Montreal

Crown appeals Guy Turcotte verdict for killing children

Arguments were heard today in Quebec's Court of Appeal in the case of Guy Turcotte, the Quebec cardiologist who was found not criminally responsible for stabbing his two young children to death.

Prosecution seeks to overturn Quebec cardiologist's not criminally responsible verdict

Guy Turcotte holds daughter Anne-Sophie in an undated handout photo. The Crown has appealed after a jury found him not criminally responsible for killing his two children. (Montreal La Presse/Canadian Press)

Arguments were heard today in Quebec's Court of Appeal in the case of Guy Turcotte, the Quebec cardiologist who was found not criminally responsible for stabbing his two young children to death.

The Crown is requesting the 2011 jury decision be annulled and a new trial ordered. The prosecutor argued that the judge in the first trial should have never even given the jury the option of finding Turcotte not criminally responsible.

The doctor from Saint-Jérôme, Que., admitted to the February 2009 fatal stabbing of Anne-Sophie, 3, and Olivier, 5, and was housed for 46 months in the Pinel Psychiatric Institute before being released last December.

The Crown said there was a lack of evidence to support a defence of not criminally responsible for reason of mental illness, arguing instead that the killings were premeditated, intended as revenge against former partner Isabelle Gaston, who was having an affair. 

Turcotte's lawyer, Pierre Poupart, argued that he suffered from serious mental illness at the time and was intoxicated on windshield washer fluid as part of a suicide attempt.

Poupart argued that the trial was thorough and meticulous, and that the jury ultimately arrived at the right verdict.

Gaston is watching the case closely and was in court today to support the overturning of Turcotte's sentence. 

She said the case is weighing heavily on her, and that its outcome will greatly impact her life.

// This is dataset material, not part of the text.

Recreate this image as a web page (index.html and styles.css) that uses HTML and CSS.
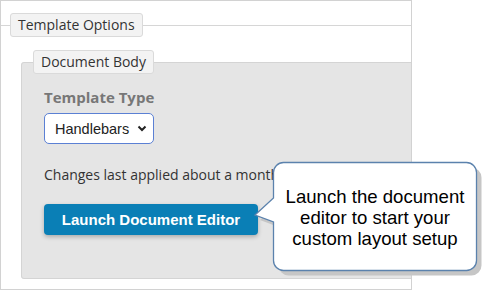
FILE: index.html
```html
<!DOCTYPE html>
<html lang="en">
<head>
    <meta charset="UTF-8">
    <title>Template Options</title>
    <link rel="stylesheet" href="styles.css">
</head>
<body>

<div class="panel">
    <fieldset class="options">
        <legend class="tab">Template Options</legend>

        <fieldset class="doc-body">
            <legend class="tab">Document Body</legend>

            <div class="doc-content">
                <label class="field-label" for="template-type">Template Type</label>
                <div class="select-wrap">
                    <select id="template-type" class="select">
                        <option>Handlebars</option>
                        <option>Liquid</option>
                    </select>
                    <svg class="chevron" width="10" height="7" viewBox="0 0 10 7">
                        <path d="M1.5 1.5 L5 5 L8.5 1.5" fill="none" stroke="#222" stroke-width="2"/>
                    </svg>
                </div>

                <p class="status">Changes last applied about a month ago</p>

                <button class="launch-button">Launch Document Editor</button>
            </div>
        </fieldset>
    </fieldset>
</div>

<!-- Tooltip callout -->
<div class="callout">
    <svg class="callout-shape" width="240" height="124" viewBox="0 0 240 124">
        <path transform="translate(5 5)" fill="#c6c6c6" d="M33.5 5.5 H216.5 A10 10 0 0 1 226.5 15.5 V103.5 A10 10 0 0 1 216.5 113.5 H33.5 A10 10 0 0 1 23.5 103.5 V65 L5 58 L23.5 41 V15.5 A10 10 0 0 1 33.5 5.5 Z"/>
        <path fill="#fff" stroke="#5b82ad" stroke-width="1.3" d="M33.5 5.5 H216.5 A10 10 0 0 1 226.5 15.5 V103.5 A10 10 0 0 1 216.5 113.5 H33.5 A10 10 0 0 1 23.5 103.5 V65 L5 58 L23.5 41 V15.5 A10 10 0 0 1 33.5 5.5 Z"/>
    </svg>
    <div class="callout-text">Launch the document editor to start your custom layout setup</div>
</div>

</body>
</html>
```

FILE: styles.css
```css
/* Global */
body {
    margin: 0;
    font-family: 'Open Sans', 'DejaVu Sans', sans-serif;
    color: #333;
    background-color: #fff;
}

/* Outer panel */
.panel {
    width: 410px;
    height: 288px;
    border: 1px solid #d2d2d2;
    overflow: hidden;
    background-color: #fff;
}

fieldset {
    margin: 0;
    padding: 0;
    min-width: 0;
}

.options {
    border: none;
    border-top: 1px solid #d6d6d6;
    margin-top: 12px;
    padding-top: 13px;
}

.tab {
    background-color: #f3f3f3;
    border: 1px solid #dadada;
    border-radius: 3px;
    padding: 0 7px;
    height: 22px;
    line-height: 22px;
    font-size: 14px;
    color: #333;
    box-sizing: content-box;
}

.options > .tab {
    margin-left: 9px;
}

.doc-body {
    background-color: #e5e5e5;
    border: 1px solid #d4d4d4;
    border-radius: 3px;
    margin-left: 20px;
    width: 420px;
    height: 229px;
    box-sizing: border-box;
}

.doc-body > .tab {
    margin-left: 11px;
}

.doc-content {
    padding: 14px 0 0 22px;
}

.field-label {
    display: block;
    font-size: 15px;
    font-weight: bold;
    color: #777;
    line-height: 18px;
}

.select-wrap {
    position: relative;
    width: 110px;
    margin-top: 7px;
}

.select {
    appearance: none;
    -webkit-appearance: none;
    width: 110px;
    height: 31px;
    border: 1px solid #5b80d4;
    border-radius: 5px;
    background-color: #fff;
    font-family: 'Liberation Sans', Arial, sans-serif;
    font-size: 14.5px;
    color: #222;
    padding: 0 0 0 10px;
}

.chevron {
    position: absolute;
    right: 7px;
    top: 12px;
    pointer-events: none;
}

.status {
    margin: 22px 0 0;
    font-size: 14px;
    line-height: 18px;
    white-space: nowrap;
}

.launch-button {
    margin-top: 20px;
    width: 214px;
    height: 31px;
    border: none;
    border-radius: 4px;
    background-color: #0a7fb6;
    color: #fff;
    font-family: 'Liberation Sans', Arial, sans-serif;
    font-size: 15px;
    font-weight: bold;
    box-shadow: 0 2px 4px rgba(0, 0, 0, 0.25);
    cursor: pointer;
}

/* Callout */
.callout {
    position: absolute;
    left: 250px;
    top: 157px;
    width: 240px;
    height: 124px;
}

.callout-shape {
    position: absolute;
    left: 0;
    top: 0;
}

.callout-text {
    position: absolute;
    left: 23px;
    top: 29px;
    width: 204px;
    text-align: center;
    font-family: 'Liberation Sans', Arial, sans-serif;
    font-size: 18.6px;
    line-height: 21px;
    color: #000;
}
```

"The stress is coming out. For me, it's a big step for our justice system to repair, for me, what is the biggest injustice in my life," Gaston said.

She said the defence's argument that Turcotte was suicidal and therefore unable to not distinguish between good and bad sets a dangerous precedent.

"I think we're opening a door that is very dangerous," she said. 

If the verdict is annulled and Turcotte is found criminally responsible in a retrial, he would receive a mandatory life sentence, with no chance of parole for 25 years.

The three-judge panel is expected to announce a decision before the new year.